Short task: Collect each line containing "that".

Stored data:
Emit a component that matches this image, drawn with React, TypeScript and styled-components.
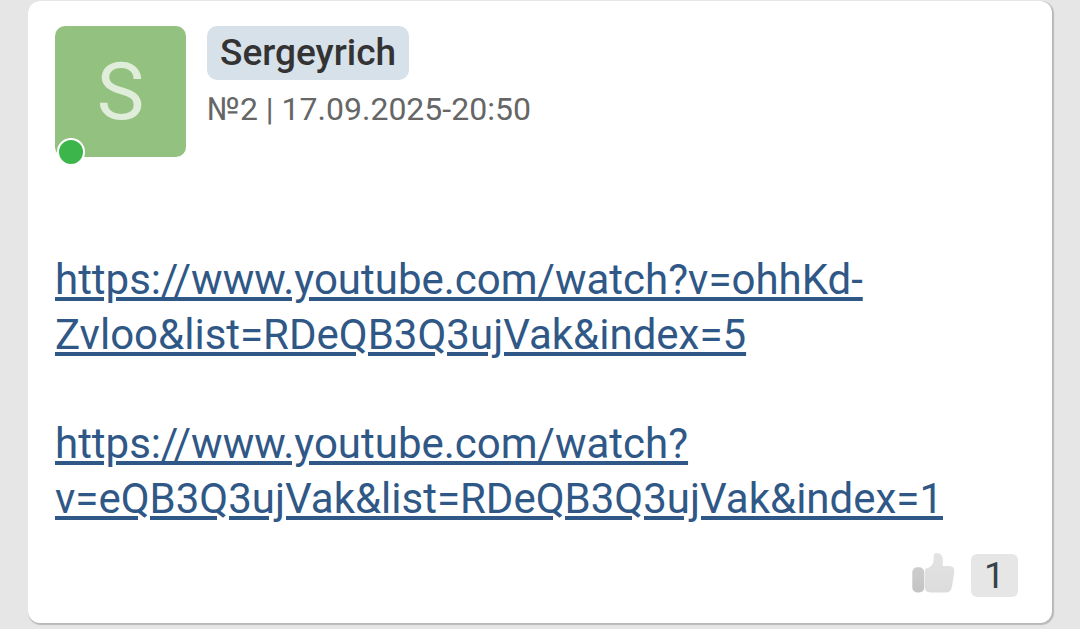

* * *

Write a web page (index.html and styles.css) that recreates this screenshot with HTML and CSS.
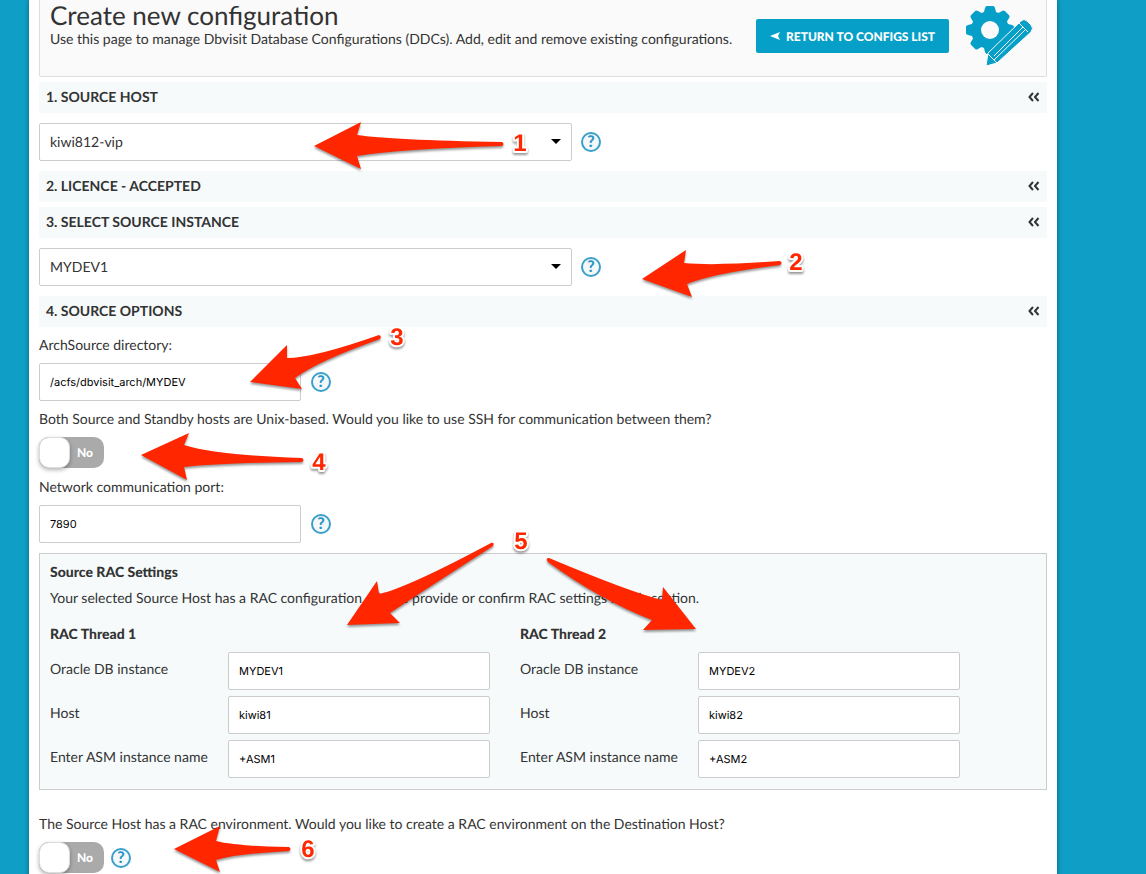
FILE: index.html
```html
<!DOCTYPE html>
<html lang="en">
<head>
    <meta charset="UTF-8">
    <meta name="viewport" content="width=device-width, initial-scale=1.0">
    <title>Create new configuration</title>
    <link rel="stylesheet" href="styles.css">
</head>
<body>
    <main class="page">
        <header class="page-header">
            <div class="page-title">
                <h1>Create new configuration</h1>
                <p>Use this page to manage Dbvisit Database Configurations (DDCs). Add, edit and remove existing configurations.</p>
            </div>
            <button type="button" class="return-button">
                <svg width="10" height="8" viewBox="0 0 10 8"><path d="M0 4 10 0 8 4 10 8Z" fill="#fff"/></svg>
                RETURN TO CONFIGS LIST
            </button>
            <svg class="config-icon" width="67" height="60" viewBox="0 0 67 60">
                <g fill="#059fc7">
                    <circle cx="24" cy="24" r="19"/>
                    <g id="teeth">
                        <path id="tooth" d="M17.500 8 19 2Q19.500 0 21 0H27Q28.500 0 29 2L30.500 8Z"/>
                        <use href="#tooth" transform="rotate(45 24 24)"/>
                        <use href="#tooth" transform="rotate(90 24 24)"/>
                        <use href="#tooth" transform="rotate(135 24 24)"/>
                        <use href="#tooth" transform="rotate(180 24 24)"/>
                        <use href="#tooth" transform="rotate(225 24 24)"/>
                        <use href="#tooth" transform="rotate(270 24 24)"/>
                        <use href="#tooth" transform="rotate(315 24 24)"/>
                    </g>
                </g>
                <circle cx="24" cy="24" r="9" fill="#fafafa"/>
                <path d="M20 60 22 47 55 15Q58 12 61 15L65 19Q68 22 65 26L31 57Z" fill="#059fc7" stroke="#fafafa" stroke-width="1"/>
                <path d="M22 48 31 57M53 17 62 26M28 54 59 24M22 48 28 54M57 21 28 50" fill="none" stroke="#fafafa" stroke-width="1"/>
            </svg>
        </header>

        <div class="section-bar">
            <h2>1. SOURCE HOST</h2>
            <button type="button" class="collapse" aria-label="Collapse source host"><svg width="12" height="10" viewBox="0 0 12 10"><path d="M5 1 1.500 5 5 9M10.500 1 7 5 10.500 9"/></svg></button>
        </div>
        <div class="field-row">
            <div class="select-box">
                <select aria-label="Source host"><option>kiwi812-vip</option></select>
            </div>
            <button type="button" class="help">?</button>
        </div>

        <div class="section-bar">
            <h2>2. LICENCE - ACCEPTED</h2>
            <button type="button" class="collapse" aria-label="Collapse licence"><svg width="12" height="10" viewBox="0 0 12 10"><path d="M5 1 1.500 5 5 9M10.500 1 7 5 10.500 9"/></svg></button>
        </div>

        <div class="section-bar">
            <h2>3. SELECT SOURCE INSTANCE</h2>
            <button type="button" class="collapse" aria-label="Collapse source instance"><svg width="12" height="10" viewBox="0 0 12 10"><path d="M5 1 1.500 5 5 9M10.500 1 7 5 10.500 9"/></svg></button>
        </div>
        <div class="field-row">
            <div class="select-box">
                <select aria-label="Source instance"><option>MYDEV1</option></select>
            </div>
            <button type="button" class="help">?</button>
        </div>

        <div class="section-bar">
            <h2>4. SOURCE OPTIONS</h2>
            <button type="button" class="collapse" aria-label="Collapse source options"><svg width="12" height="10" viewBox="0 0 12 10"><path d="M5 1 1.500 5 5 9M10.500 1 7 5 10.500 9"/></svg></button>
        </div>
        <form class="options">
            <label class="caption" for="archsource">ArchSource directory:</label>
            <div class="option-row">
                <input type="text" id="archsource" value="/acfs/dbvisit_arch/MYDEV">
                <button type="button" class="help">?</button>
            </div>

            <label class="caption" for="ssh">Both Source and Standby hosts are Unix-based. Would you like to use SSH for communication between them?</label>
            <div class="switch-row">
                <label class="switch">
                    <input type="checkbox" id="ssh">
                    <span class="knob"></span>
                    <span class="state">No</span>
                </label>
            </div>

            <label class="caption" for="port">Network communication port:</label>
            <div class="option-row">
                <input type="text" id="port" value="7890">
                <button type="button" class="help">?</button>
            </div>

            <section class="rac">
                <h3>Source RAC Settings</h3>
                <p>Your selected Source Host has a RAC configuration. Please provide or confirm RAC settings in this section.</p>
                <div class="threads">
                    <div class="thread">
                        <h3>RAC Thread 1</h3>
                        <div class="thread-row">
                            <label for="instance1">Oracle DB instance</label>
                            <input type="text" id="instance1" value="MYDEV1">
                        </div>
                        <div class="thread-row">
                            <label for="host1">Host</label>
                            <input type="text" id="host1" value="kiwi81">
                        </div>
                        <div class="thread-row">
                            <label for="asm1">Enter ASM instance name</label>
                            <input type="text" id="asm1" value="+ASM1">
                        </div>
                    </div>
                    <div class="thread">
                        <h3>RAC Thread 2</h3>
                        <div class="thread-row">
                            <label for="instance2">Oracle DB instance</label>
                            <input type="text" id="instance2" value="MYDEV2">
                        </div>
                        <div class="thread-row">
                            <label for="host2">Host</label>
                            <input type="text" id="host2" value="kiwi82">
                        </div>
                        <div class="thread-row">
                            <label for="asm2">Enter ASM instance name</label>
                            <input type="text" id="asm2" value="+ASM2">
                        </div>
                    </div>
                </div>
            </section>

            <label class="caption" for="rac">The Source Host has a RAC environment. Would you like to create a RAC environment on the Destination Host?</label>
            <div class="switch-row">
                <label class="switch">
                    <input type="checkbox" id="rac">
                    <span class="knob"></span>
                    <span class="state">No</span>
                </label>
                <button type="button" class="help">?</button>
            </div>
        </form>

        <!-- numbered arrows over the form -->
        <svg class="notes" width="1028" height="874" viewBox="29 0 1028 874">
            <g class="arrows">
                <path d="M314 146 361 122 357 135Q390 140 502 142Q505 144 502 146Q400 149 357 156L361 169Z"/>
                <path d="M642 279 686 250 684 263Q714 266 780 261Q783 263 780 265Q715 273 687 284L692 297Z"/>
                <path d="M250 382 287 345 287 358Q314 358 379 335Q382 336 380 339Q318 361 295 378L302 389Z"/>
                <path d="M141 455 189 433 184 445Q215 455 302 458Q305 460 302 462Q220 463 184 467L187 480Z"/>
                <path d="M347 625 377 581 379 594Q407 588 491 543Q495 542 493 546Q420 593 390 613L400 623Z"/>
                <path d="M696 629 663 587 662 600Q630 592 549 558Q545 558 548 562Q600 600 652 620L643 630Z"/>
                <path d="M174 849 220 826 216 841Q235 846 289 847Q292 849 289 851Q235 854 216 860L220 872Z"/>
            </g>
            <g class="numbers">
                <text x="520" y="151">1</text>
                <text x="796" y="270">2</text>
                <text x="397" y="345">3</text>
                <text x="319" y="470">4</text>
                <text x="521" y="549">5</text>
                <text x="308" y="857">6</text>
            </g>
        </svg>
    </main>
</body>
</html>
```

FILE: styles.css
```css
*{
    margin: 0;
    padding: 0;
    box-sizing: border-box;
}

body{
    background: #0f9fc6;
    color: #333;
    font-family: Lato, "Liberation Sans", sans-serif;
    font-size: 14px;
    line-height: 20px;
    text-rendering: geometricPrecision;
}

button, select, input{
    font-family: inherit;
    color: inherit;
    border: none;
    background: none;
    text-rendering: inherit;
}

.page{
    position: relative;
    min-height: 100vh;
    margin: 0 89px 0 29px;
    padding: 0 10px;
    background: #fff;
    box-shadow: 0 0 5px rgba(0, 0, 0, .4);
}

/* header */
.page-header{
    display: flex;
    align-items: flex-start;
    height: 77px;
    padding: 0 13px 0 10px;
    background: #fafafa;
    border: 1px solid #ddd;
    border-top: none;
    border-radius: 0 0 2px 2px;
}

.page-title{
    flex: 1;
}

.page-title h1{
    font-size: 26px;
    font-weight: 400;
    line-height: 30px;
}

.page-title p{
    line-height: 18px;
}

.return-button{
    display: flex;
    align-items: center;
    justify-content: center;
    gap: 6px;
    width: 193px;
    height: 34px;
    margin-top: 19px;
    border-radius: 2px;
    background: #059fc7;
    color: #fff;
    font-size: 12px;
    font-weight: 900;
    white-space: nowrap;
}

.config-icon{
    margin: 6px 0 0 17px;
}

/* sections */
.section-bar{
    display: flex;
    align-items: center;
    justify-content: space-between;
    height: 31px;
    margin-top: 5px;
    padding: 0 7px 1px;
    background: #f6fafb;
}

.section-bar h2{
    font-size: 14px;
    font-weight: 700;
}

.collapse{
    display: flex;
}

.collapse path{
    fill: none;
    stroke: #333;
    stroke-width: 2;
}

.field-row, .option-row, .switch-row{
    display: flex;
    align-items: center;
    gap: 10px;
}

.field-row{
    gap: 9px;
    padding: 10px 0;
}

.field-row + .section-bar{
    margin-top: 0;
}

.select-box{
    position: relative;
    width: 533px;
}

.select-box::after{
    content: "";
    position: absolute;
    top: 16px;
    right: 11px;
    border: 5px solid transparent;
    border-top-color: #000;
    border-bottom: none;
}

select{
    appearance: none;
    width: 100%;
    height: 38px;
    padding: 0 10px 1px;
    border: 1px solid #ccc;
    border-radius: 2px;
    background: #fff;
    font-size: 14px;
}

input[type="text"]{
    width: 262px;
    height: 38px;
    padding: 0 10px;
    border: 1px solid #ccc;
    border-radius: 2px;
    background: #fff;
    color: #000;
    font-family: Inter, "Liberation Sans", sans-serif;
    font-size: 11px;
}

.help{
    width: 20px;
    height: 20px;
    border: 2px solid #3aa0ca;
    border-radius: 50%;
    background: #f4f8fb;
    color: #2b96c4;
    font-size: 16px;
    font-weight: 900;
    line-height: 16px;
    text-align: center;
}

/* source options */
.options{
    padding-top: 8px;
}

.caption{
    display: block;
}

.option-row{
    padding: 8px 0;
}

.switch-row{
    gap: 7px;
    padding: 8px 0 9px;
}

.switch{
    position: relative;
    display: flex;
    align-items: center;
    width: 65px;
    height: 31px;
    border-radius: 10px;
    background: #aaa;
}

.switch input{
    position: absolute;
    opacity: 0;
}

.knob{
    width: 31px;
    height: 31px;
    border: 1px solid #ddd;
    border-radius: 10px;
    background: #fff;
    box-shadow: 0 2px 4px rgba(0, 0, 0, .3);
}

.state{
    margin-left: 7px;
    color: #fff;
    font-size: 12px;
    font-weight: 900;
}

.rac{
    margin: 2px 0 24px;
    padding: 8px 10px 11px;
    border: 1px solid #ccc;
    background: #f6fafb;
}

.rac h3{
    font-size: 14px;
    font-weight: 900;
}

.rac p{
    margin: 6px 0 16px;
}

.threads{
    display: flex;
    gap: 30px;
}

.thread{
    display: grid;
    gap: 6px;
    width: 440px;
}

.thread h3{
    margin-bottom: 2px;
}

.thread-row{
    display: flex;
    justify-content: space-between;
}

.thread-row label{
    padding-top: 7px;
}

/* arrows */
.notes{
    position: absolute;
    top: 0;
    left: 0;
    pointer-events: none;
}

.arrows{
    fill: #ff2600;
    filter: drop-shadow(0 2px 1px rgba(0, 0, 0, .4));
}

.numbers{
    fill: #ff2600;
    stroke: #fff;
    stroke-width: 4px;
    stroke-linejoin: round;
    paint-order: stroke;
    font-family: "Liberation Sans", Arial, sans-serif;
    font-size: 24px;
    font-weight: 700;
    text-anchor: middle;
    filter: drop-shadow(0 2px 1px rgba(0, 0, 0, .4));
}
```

The response:
Emit a component that matches this image, drawn with React, TypeScript and styled-components.
Write a web page (index.html and styles.css) that recreates this screenshot with HTML and CSS.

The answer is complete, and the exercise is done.